Things to Do in Southern China
The Yulong River, also known as the Little Li River, is the largest tributary of the Li River, and it runs 26 miles (43 kilometers) across Yangshuo county. The river flows past limestone karsts, bamboo forests, rice paddies, ancient villages, and stone bridges. Floating down the river, or hiking or biking next to it, provides up-close views.
Guangzhou’s loftiest and most impressive skyscraper, the vertiginous Canton Tower is one of the tallest buildings on Earth and Guangzhou’s most notable structure. Unveiled in time for the 2010 Asian Games, the freestanding structure is known for its slim shape, its outdoor observation decks, and the rainbow lights it sports after dark.
Along the banks of the Li River (Li Jiang) as it winds south from Guilin, dramatic karst peaks, dense vegetation, and the winding river itself create magical vistas that loom large in the Chinese imagination, having inspired art and verse for centuries. From Guilin to Yangshuo, there’s never a dull stretch along China’s most beautiful river.

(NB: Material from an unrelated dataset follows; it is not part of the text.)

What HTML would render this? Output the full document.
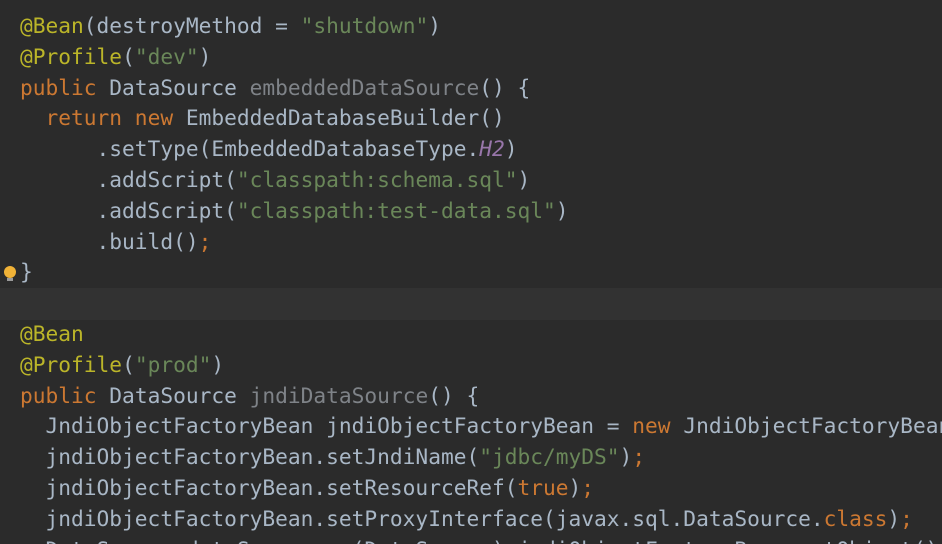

The Pearl River (Zhujiang) stretches for 1,376 miles (2,214 kilometers) from Xi Jiang to the Pearl River Delta where it pours into the South China Sea. It’s the third longest river in China and the second largest by volume. According to local legend, the river got its name from a huge boulder in the middle of the river, smoothed by water erosion to resemble a round pearl in the middle of the river.
The most famous portion of the Pearl River flows through the heart of Guangzhou, and the waterfront is home to many of the city’s top attractions, White Goose Pool and the behemoth Canton Tower among them.

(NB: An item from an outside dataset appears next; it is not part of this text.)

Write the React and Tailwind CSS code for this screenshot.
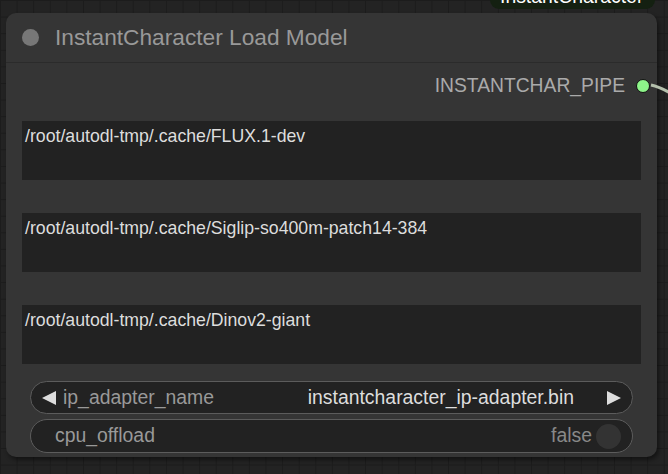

One of the most popular ways to enjoy the Pearl River in Guangzhou is by cruise. While boats ply the waters throughout the day, the best time to experience the sights of the river are at night, when the Guangzhou skyline is colorfully lit up. No matter when you cruise, you’ll likely pass beneath the 10 bridges that span the river within the city.
If you’ve ever wanted to see the world in an hour or two, you can do it at Window of the World in Shenzhen. This theme park features 130 miniature replicas of the planet’s most famous cultural and natural landmarks: the Eiffel Tower, Leaning Tower of Pisa, Pyramids of Giza, Sydney Opera House, Niagara Falls, Matterhorn Mountain, and more.
Considered one of the most beautiful mountains on Earth, Tianmen Mountain (Tianmen Shan) is a highlight of a visit to Zhangjiajie. The mountain summits at 4,983 feet (1,519 meters), with plenty of spectacular sights on the way up, including near vertical cliffs, a winding walkway appropriately named the 99 Bends, and a rock arch called Heaven’s Gate. (Tianmen Mountain literally means "Heaven's Gate Mountain".)
If you’ve seen the James Cameron filmAvatar, the scenery at China’s majestic Zhangjiajie National Forest Park (Zhangjiajie Guojia Senlin Gongyuan) might look familiar. Yuanjiajie, the most popular spot in the park, is where you’ll find the Avatar Hallelujah Mountains, while the Zhangjiajie Grand Canyon area is home to one of the highest and longest glass bridges in the world.
Impression Sanjie Liu is a unique outdoor night show directed by renowned filmmaker Zhang Yimou and staged at the Li River in Yangshuo. In the world’s largest natural theater, Yimou uses the river as a stage and the mist-shrouded karsts as a backdrop for a spectacle of light, sound, and intricate choreography.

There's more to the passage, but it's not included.